YPF SA, Argentina’s largest shale oil producer, said it signed two contracts for a total of about $1.2 billion to lease 15 drilling rigs to develop the country’s Vaca Muerta shale formation.
The five-year accords adding rigs to the company’s existing 65 were signed with Norwegian Archer Ltd.’s DLS Argentina Ltd. unit, and Helmerich & Payne (HP:US) Inc., the Buenos Aires-based producer said today in an e-mailed statement. Helmerich & Payne, based in Tulsa, Oklahoma, will provide 10 rigs while Hamilton, Bermuda-based Archer will provide the rest. The contracts have an option for a three-year extension, it said.
YPF is pledging to invest $37 billion through 2018 and is seeking partners to develop Vaca Muerta, an area the size of Belgium that contains an estimated 27 billion barrels of shale oil, the world’s fourth-largest deposit.
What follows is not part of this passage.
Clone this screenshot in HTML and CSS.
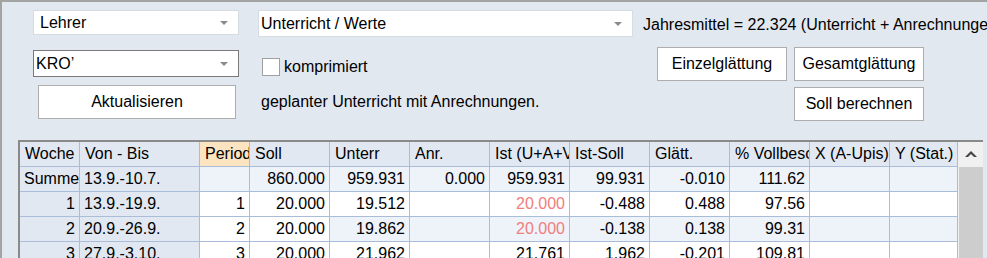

YPF said it has 19 rigs in Vaca Muerta’s Loma Campana area, which it is jointly developing with Chevron Corp. (CVX:US)
“We are pleased to announce a growing presence in one of the most promising unconventional plays outside of the U.S.,” Helmerich & Payne Chief Executive Officer John Lindsay said in a separate e-mailed statement. “We believe that our interests are well aligned with those of the customer, and look forward to working with YPF in the near future.”
The first rig is expected to start operating during the fourth quarter of 2014, said Helmerich & Payne, the largest onshore drilling rig contractor in the U.S. The other nine rigs are expected to be deployed sequentially until reaching full capacity by the end of the second quarter of fiscal 2015, the company said.
The Loma Campana area has 130 wells producing 20,000 barrels of oil equivalent a day, YPF said.
Argentina is Latin America’s second most active driller, one rig behind Mexico, according to a Baker Hughes Inc. (BHI:US) report published Feb. 11. Argentina’s count rose by 26 units, or 37.7 percent, in the report of active rigs for January.
Rigs in the Latin American region, which accounts for 11 percent of the global total, fell by 16 percent to 401, the report said.